1. Effective September 17, 1984, the Office of Personnel Management (OPM) has revised its regulations in an effort to comply with the decisions below. See 49 Fed.Reg. 32735. The new regulations have changed the eligibility criteria at issue in this case and certain operational features of the Campaign. OPM expressly reserved the right to modify the rules in the event of a supervening direction by a court, Congress, or the President. Ibid. OPM's position before this Court is consistent with a desire to reinstate its prior regulations. Given these circumstances, the revision of the regulations at issue does not render this case moot. See Maher v. Roe, 432 U.S. 464, 468-469, n. 4 (1977).

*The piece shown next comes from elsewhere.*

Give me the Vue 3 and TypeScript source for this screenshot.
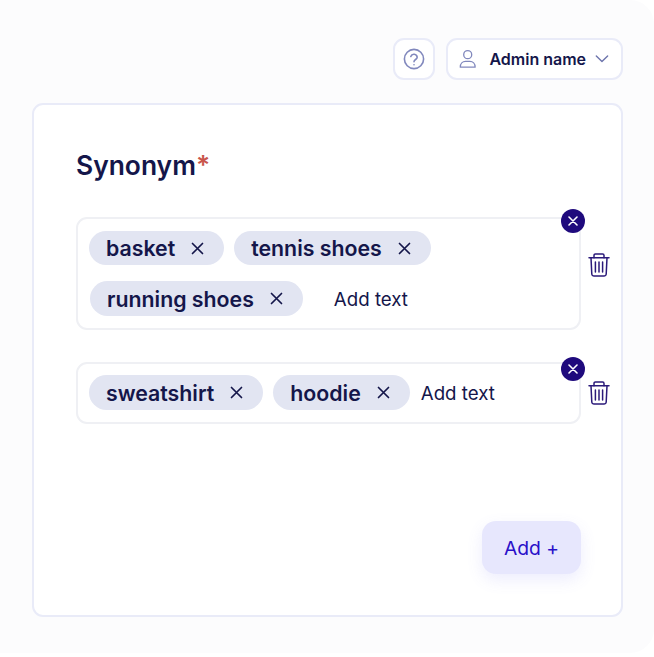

To meet [Campaign] objectives, eligibility for participation in the Combined Federal Campaign shall be limited to voluntary, charitable, health and welfare agencies that provide or support direct health and welfare services to individuals or their families. Such direct health and welfare services must be available to Federal employees in the local campaign solicitation area, unless they are rendered to needy persons overseas. Such services must directly benefit human beings, whether children, youth, adults, the aged, the ill and infirm, or the mentally or physically handicapped. Such services must consist of care, research or education in the fields of human health or social adjustment and rehabilitation; relief of victims of natural disasters and other emergencies; or assistance to those who are impoverished and therefore in need of food, shelter, clothing, education, and basic human welfare services.